>> START Information supplied
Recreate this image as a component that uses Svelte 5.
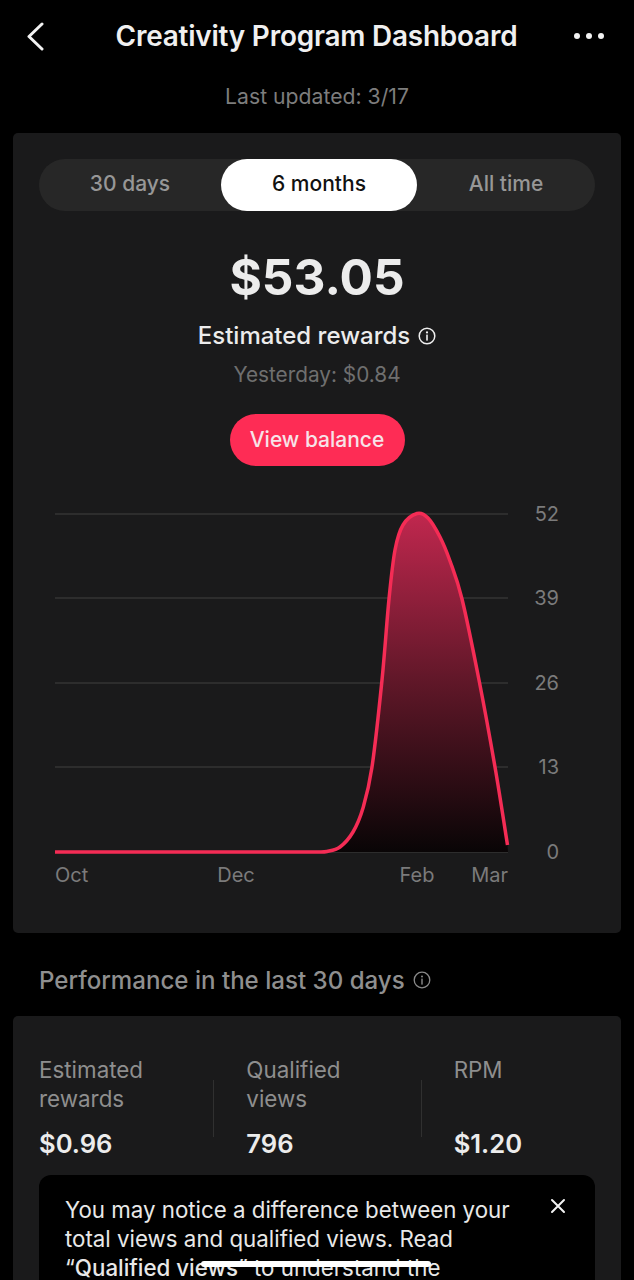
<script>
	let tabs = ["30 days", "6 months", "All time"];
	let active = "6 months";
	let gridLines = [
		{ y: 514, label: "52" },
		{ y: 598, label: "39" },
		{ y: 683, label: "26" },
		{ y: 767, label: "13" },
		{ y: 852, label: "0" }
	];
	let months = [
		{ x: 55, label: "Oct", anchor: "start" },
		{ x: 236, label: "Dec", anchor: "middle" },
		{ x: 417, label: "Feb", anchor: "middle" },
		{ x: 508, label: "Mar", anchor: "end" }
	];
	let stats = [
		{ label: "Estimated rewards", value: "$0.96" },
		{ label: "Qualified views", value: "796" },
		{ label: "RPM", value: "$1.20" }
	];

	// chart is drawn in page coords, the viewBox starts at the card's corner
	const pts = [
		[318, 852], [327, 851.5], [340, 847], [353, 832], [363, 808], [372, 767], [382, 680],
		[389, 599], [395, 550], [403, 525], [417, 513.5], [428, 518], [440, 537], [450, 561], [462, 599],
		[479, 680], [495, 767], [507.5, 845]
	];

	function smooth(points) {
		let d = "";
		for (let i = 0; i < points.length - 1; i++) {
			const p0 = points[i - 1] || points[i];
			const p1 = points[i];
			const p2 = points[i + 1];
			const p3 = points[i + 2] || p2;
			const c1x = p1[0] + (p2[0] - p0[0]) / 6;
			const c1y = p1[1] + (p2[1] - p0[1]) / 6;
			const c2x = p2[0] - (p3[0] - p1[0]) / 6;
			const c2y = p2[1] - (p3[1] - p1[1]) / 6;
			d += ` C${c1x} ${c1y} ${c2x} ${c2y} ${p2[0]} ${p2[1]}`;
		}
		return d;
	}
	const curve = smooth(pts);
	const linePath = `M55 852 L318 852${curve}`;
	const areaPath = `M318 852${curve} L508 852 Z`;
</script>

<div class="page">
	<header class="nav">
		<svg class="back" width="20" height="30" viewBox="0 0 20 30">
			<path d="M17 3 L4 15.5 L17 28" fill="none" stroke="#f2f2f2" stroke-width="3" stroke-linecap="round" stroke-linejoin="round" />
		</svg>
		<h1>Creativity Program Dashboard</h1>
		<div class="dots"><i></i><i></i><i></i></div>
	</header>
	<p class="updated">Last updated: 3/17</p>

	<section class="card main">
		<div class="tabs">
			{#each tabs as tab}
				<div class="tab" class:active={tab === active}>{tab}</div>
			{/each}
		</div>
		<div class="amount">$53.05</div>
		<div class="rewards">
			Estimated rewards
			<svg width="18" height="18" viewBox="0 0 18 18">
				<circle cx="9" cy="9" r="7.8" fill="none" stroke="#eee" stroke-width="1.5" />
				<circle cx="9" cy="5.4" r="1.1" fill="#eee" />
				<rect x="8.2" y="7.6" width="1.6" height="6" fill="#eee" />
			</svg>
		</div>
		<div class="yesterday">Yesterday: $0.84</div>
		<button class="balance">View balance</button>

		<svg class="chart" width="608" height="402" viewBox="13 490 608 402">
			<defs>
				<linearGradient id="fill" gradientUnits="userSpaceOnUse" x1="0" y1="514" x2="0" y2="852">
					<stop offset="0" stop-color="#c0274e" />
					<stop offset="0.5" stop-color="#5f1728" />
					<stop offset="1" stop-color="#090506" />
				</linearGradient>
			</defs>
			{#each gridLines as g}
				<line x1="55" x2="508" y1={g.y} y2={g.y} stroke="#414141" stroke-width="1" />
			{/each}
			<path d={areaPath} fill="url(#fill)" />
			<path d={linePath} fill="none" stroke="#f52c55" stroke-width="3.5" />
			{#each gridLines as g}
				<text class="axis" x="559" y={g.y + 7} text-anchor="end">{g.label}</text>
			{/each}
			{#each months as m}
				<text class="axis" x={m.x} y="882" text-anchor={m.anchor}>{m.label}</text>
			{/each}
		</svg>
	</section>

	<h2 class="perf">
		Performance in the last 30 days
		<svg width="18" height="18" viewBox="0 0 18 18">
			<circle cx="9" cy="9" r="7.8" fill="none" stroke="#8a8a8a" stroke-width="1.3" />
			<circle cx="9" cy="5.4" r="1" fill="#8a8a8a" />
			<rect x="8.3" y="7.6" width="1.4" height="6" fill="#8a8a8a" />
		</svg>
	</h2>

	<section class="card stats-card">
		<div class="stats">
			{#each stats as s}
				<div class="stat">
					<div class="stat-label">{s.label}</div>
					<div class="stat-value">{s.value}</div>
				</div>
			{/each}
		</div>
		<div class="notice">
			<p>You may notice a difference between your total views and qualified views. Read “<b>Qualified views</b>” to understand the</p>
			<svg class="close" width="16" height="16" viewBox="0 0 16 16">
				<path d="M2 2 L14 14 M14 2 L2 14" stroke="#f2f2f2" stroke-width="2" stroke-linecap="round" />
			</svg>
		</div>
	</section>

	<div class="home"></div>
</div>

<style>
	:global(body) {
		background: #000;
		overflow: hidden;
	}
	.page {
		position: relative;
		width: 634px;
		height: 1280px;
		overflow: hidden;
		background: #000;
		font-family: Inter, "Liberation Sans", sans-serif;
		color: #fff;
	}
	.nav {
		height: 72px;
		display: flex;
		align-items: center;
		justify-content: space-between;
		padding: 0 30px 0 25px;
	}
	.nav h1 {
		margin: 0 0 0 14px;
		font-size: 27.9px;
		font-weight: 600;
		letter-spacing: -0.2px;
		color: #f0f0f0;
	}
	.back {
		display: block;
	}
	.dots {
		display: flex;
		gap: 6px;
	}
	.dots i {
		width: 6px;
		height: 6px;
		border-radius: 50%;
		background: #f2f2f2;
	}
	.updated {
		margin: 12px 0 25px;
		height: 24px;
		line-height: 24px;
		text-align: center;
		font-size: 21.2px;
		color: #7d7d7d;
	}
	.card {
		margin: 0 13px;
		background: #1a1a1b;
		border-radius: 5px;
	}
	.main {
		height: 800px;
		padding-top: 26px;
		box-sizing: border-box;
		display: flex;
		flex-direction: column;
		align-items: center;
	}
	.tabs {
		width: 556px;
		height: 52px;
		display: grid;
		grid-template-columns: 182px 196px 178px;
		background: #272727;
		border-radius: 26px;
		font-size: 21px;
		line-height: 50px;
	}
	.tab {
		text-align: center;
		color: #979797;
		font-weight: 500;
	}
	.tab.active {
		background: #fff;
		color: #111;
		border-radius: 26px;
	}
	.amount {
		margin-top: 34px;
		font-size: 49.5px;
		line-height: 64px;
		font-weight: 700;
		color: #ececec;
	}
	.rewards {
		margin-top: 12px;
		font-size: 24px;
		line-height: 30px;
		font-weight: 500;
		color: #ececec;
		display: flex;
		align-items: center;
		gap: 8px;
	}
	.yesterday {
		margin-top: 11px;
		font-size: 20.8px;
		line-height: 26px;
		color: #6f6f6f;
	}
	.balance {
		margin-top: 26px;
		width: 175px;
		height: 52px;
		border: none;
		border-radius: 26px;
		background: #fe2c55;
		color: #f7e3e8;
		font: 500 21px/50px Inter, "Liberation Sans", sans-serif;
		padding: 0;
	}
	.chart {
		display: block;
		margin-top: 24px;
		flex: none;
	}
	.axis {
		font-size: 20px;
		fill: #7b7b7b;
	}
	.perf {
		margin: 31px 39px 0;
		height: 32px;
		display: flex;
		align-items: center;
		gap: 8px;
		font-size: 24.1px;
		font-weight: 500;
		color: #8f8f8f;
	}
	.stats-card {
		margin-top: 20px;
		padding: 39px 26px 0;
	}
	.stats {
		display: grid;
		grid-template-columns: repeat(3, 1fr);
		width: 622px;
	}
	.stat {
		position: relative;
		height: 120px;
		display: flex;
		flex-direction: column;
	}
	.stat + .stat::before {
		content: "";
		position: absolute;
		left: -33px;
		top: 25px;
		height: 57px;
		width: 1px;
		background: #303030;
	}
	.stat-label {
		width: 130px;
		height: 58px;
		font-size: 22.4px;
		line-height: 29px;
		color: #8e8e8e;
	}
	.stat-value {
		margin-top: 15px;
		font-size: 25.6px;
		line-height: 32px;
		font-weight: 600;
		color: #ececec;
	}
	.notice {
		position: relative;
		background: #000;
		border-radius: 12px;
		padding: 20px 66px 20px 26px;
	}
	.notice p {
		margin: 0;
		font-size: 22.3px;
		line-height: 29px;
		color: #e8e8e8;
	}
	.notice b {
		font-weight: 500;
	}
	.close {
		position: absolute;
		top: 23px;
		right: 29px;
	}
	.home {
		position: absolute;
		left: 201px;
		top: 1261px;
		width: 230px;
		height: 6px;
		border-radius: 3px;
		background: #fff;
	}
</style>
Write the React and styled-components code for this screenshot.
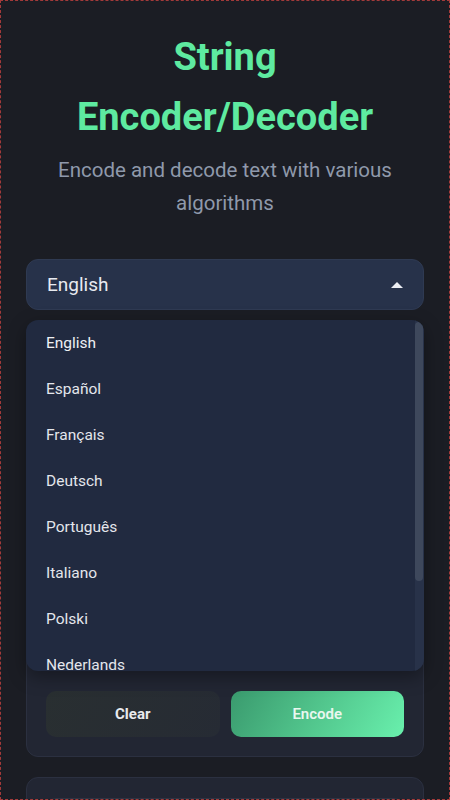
>> END Information supplied
- **Exercise requirements**
Find the count of lines in the data above where the string "this" occurs. Provide that number alone.

- **Answer for the task**
2